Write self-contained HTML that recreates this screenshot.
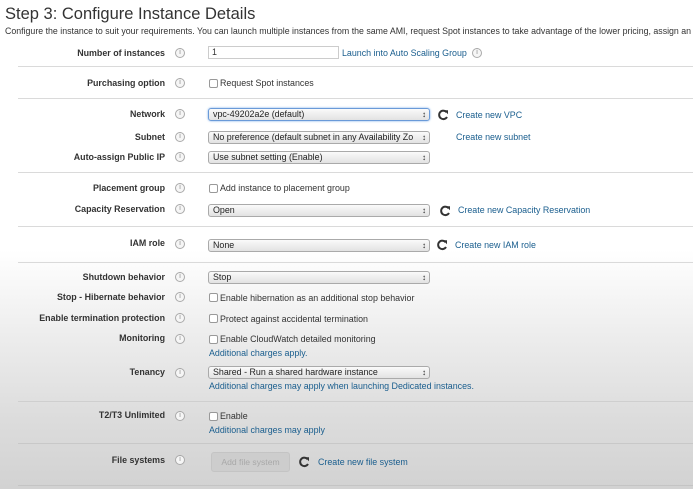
<!DOCTYPE html>
<html><head><style>
*{margin:0;padding:0;box-sizing:border-box}
body{width:693px;height:489px;overflow:hidden;position:relative;font-family:"Liberation Sans",Arial,sans-serif;
background:linear-gradient(180deg,#fff 0px,#fff 250px,#ececec 340px,#dcdcdc 420px,#d2d2d2 489px);color:#333}
.a{position:absolute;white-space:nowrap}
.h1{left:5px;top:5px;font-size:16.5px;color:#333}
.sub{left:5px;top:26px;font-size:8.8px;color:#333}
.lbl{font-size:8.9px;font-weight:bold;right:528px;text-align:right;color:#333}
.i{width:10px;height:10px;border:1px solid #aaa;border-radius:50%;left:175px;font-size:7px;color:#888;text-align:center;line-height:8px;background:#f6f6f6}
.sel{left:208px;width:222px;height:13px;border:1px solid #aaa;border-radius:3px;background:linear-gradient(#fafafa,#e2e2e2);font-size:8.9px;padding-left:4px;line-height:11px;color:#222}
.sel:after{content:"\2195";position:absolute;right:3px;top:0;font-size:8px;font-weight:bold}
.cb{left:209px;width:9px;height:9px;border:1px solid #999;border-radius:2px;background:#fff}
.t{font-size:8.9px;color:#333}
.lk{font-size:8.9px;color:#1a5e8e}
.ln{left:18px;right:0;height:1px;background:#dadada}
.r{width:12px;height:12px}
</style></head><body>
<svg width="0" height="0" style="position:absolute"><defs><symbol id="rf" viewBox="0 0 12 12"><path d="M9.6 3.2A4.2 4.2 0 1 0 10 8" fill="none" stroke="#333" stroke-width="2"/><path d="M7 1.2L11 1.2L11 5.2Z" fill="#333"/></symbol></defs></svg>
<div class="a h1">Step 3: Configure Instance Details</div>
<div class="a sub">Configure the instance to suit your requirements. You can launch multiple instances from the same AMI, request Spot instances to take advantage of the lower pricing, assign an</div>

<div class="a lbl" style="top:48px">Number of instances</div><div class="a i" style="top:48px">i</div>
<div class="a" style="left:208px;top:46px;width:131px;height:13px;border:1px solid #ccc;background:#fff;font-size:8.9px;padding-left:3px;line-height:11px">1</div>
<div class="a lk" style="left:342px;top:48px">Launch into Auto Scaling Group</div><div class="a i" style="left:472px;top:48px">i</div>
<div class="a ln" style="top:66px"></div>

<div class="a lbl" style="top:78px">Purchasing option</div><div class="a i" style="top:78px">i</div>
<div class="a cb" style="top:79px"></div><div class="a t" style="left:220px;top:78px">Request Spot instances</div>
<div class="a ln" style="top:98px"></div>

<div class="a lbl" style="top:109px">Network</div><div class="a i" style="top:109px">i</div>
<div class="a sel" style="top:108px;border-color:#6a9ad8;box-shadow:0 0 2px #7aaae8">vpc-49202a2e (default)</div>
<svg class="a r" style="left:437px;top:109px"><use href="#rf"/></svg><div class="a lk" style="left:456px;top:110px">Create new VPC</div>

<div class="a lbl" style="top:132px">Subnet</div><div class="a i" style="top:132px">i</div>
<div class="a sel" style="top:131px">No preference (default subnet in any Availability Zo</div>
<div class="a lk" style="left:456px;top:132px">Create new subnet</div>

<div class="a lbl" style="top:152px">Auto-assign Public IP</div><div class="a i" style="top:152px">i</div>
<div class="a sel" style="top:151px">Use subnet setting (Enable)</div>
<div class="a ln" style="top:172px"></div>

<div class="a lbl" style="top:183px">Placement group</div><div class="a i" style="top:183px">i</div>
<div class="a cb" style="top:184px"></div><div class="a t" style="left:220px;top:183px">Add instance to placement group</div>

<div class="a lbl" style="top:204px">Capacity Reservation</div><div class="a i" style="top:204px">i</div>
<div class="a sel" style="top:204px">Open</div>
<svg class="a r" style="left:439px;top:205px"><use href="#rf"/></svg><div class="a lk" style="left:458px;top:205px">Create new Capacity Reservation</div>
<div class="a ln" style="top:226px"></div>

<div class="a lbl" style="top:238px">IAM role</div><div class="a i" style="top:239px">i</div>
<div class="a sel" style="top:239px">None</div>
<svg class="a r" style="left:436px;top:239px"><use href="#rf"/></svg><div class="a lk" style="left:455px;top:240px">Create new IAM role</div>
<div class="a ln" style="top:262px"></div>

<div class="a lbl" style="top:272px">Shutdown behavior</div><div class="a i" style="top:272px">i</div>
<div class="a sel" style="top:271px">Stop</div>

<div class="a lbl" style="top:292px">Stop - Hibernate behavior</div><div class="a i" style="top:292px">i</div>
<div class="a cb" style="top:293px"></div><div class="a t" style="left:220px;top:293px">Enable hibernation as an additional stop behavior</div>

<div class="a lbl" style="top:313px">Enable termination protection</div><div class="a i" style="top:313px">i</div>
<div class="a cb" style="top:314px"></div><div class="a t" style="left:220px;top:314px">Protect against accidental termination</div>

<div class="a lbl" style="top:333px">Monitoring</div><div class="a i" style="top:334px">i</div>
<div class="a cb" style="top:335px"></div><div class="a t" style="left:220px;top:334px">Enable CloudWatch detailed monitoring</div>
<div class="a lk" style="left:209px;top:348px">Additional charges apply.</div>

<div class="a lbl" style="top:367px">Tenancy</div><div class="a i" style="top:368px">i</div>
<div class="a sel" style="top:366px">Shared - Run a shared hardware instance</div>
<div class="a lk" style="left:209px;top:381px">Additional charges may apply when launching Dedicated instances.</div>
<div class="a ln" style="top:401px;background:#cfcfcf"></div>

<div class="a lbl" style="top:410px">T2/T3 Unlimited</div><div class="a i" style="top:411px">i</div>
<div class="a cb" style="top:412px"></div><div class="a t" style="left:220px;top:411px">Enable</div>
<div class="a lk" style="left:209px;top:425px">Additional charges may apply</div>
<div class="a ln" style="top:443px;background:#c8c8c8"></div>

<div class="a lbl" style="top:455px">File systems</div><div class="a i" style="top:455px">i</div>
<div class="a" style="left:211px;top:452px;width:79px;height:20px;border-radius:3px;background:#cdcdcd;border:1px solid #c4c4c4;font-size:8.6px;color:#a8a8a8;text-align:center;line-height:18px">Add file system</div>
<svg class="a r" style="left:298px;top:456px"><use href="#rf"/></svg><div class="a lk" style="left:318px;top:457px">Create new file system</div>
<div class="a ln" style="top:485px;background:#c4c4c4"></div>
</body></html>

What you need to do: Reproduce the material above verbatim; omit every picture.

Solved problem:
Write self-contained HTML that recreates this screenshot.
<!DOCTYPE html>
<html><head><style>
*{margin:0;padding:0;box-sizing:border-box}
body{width:693px;height:489px;overflow:hidden;position:relative;font-family:"Liberation Sans",Arial,sans-serif;
background:linear-gradient(180deg,#fff 0px,#fff 250px,#ececec 340px,#dcdcdc 420px,#d2d2d2 489px);color:#333}
.a{position:absolute;white-space:nowrap}
.h1{left:5px;top:5px;font-size:16.5px;color:#333}
.sub{left:5px;top:26px;font-size:8.8px;color:#333}
.lbl{font-size:8.9px;font-weight:bold;right:528px;text-align:right;color:#333}
.i{width:10px;height:10px;border:1px solid #aaa;border-radius:50%;left:175px;font-size:7px;color:#888;text-align:center;line-height:8px;background:#f6f6f6}
.sel{left:208px;width:222px;height:13px;border:1px solid #aaa;border-radius:3px;background:linear-gradient(#fafafa,#e2e2e2);font-size:8.9px;padding-left:4px;line-height:11px;color:#222}
.sel:after{content:"\2195";position:absolute;right:3px;top:0;font-size:8px;font-weight:bold}
.cb{left:209px;width:9px;height:9px;border:1px solid #999;border-radius:2px;background:#fff}
.t{font-size:8.9px;color:#333}
.lk{font-size:8.9px;color:#1a5e8e}
.ln{left:18px;right:0;height:1px;background:#dadada}
.r{width:12px;height:12px}
</style></head><body>
<svg width="0" height="0" style="position:absolute"><defs><symbol id="rf" viewBox="0 0 12 12"><path d="M9.6 3.2A4.2 4.2 0 1 0 10 8" fill="none" stroke="#333" stroke-width="2"/><path d="M7 1.2L11 1.2L11 5.2Z" fill="#333"/></symbol></defs></svg>
<div class="a h1">Step 3: Configure Instance Details</div>
<div class="a sub">Configure the instance to suit your requirements. You can launch multiple instances from the same AMI, request Spot instances to take advantage of the lower pricing, assign an</div>

<div class="a lbl" style="top:48px">Number of instances</div><div class="a i" style="top:48px">i</div>
<div class="a" style="left:208px;top:46px;width:131px;height:13px;border:1px solid #ccc;background:#fff;font-size:8.9px;padding-left:3px;line-height:11px">1</div>
<div class="a lk" style="left:342px;top:48px">Launch into Auto Scaling Group</div><div class="a i" style="left:472px;top:48px">i</div>
<div class="a ln" style="top:66px"></div>

<div class="a lbl" style="top:78px">Purchasing option</div><div class="a i" style="top:78px">i</div>
<div class="a cb" style="top:79px"></div><div class="a t" style="left:220px;top:78px">Request Spot instances</div>
<div class="a ln" style="top:98px"></div>

<div class="a lbl" style="top:109px">Network</div><div class="a i" style="top:109px">i</div>
<div class="a sel" style="top:108px;border-color:#6a9ad8;box-shadow:0 0 2px #7aaae8">vpc-49202a2e (default)</div>
<svg class="a r" style="left:437px;top:109px"><use href="#rf"/></svg><div class="a lk" style="left:456px;top:110px">Create new VPC</div>

<div class="a lbl" style="top:132px">Subnet</div><div class="a i" style="top:132px">i</div>
<div class="a sel" style="top:131px">No preference (default subnet in any Availability Zo</div>
<div class="a lk" style="left:456px;top:132px">Create new subnet</div>

<div class="a lbl" style="top:152px">Auto-assign Public IP</div><div class="a i" style="top:152px">i</div>
<div class="a sel" style="top:151px">Use subnet setting (Enable)</div>
<div class="a ln" style="top:172px"></div>

<div class="a lbl" style="top:183px">Placement group</div><div class="a i" style="top:183px">i</div>
<div class="a cb" style="top:184px"></div><div class="a t" style="left:220px;top:183px">Add instance to placement group</div>

<div class="a lbl" style="top:204px">Capacity Reservation</div><div class="a i" style="top:204px">i</div>
<div class="a sel" style="top:204px">Open</div>
<svg class="a r" style="left:439px;top:205px"><use href="#rf"/></svg><div class="a lk" style="left:458px;top:205px">Create new Capacity Reservation</div>
<div class="a ln" style="top:226px"></div>

<div class="a lbl" style="top:238px">IAM role</div><div class="a i" style="top:239px">i</div>
<div class="a sel" style="top:239px">None</div>
<svg class="a r" style="left:436px;top:239px"><use href="#rf"/></svg><div class="a lk" style="left:455px;top:240px">Create new IAM role</div>
<div class="a ln" style="top:262px"></div>

<div class="a lbl" style="top:272px">Shutdown behavior</div><div class="a i" style="top:272px">i</div>
<div class="a sel" style="top:271px">Stop</div>

<div class="a lbl" style="top:292px">Stop - Hibernate behavior</div><div class="a i" style="top:292px">i</div>
<div class="a cb" style="top:293px"></div><div class="a t" style="left:220px;top:293px">Enable hibernation as an additional stop behavior</div>

<div class="a lbl" style="top:313px">Enable termination protection</div><div class="a i" style="top:313px">i</div>
<div class="a cb" style="top:314px"></div><div class="a t" style="left:220px;top:314px">Protect against accidental termination</div>

<div class="a lbl" style="top:333px">Monitoring</div><div class="a i" style="top:334px">i</div>
<div class="a cb" style="top:335px"></div><div class="a t" style="left:220px;top:334px">Enable CloudWatch detailed monitoring</div>
<div class="a lk" style="left:209px;top:348px">Additional charges apply.</div>

<div class="a lbl" style="top:367px">Tenancy</div><div class="a i" style="top:368px">i</div>
<div class="a sel" style="top:366px">Shared - Run a shared hardware instance</div>
<div class="a lk" style="left:209px;top:381px">Additional charges may apply when launching Dedicated instances.</div>
<div class="a ln" style="top:401px;background:#cfcfcf"></div>

<div class="a lbl" style="top:410px">T2/T3 Unlimited</div><div class="a i" style="top:411px">i</div>
<div class="a cb" style="top:412px"></div><div class="a t" style="left:220px;top:411px">Enable</div>
<div class="a lk" style="left:209px;top:425px">Additional charges may apply</div>
<div class="a ln" style="top:443px;background:#c8c8c8"></div>

<div class="a lbl" style="top:455px">File systems</div><div class="a i" style="top:455px">i</div>
<div class="a" style="left:211px;top:452px;width:79px;height:20px;border-radius:3px;background:#cdcdcd;border:1px solid #c4c4c4;font-size:8.6px;color:#a8a8a8;text-align:center;line-height:18px">Add file system</div>
<svg class="a r" style="left:298px;top:456px"><use href="#rf"/></svg><div class="a lk" style="left:318px;top:457px">Create new file system</div>
<div class="a ln" style="top:485px;background:#c4c4c4"></div>
</body></html>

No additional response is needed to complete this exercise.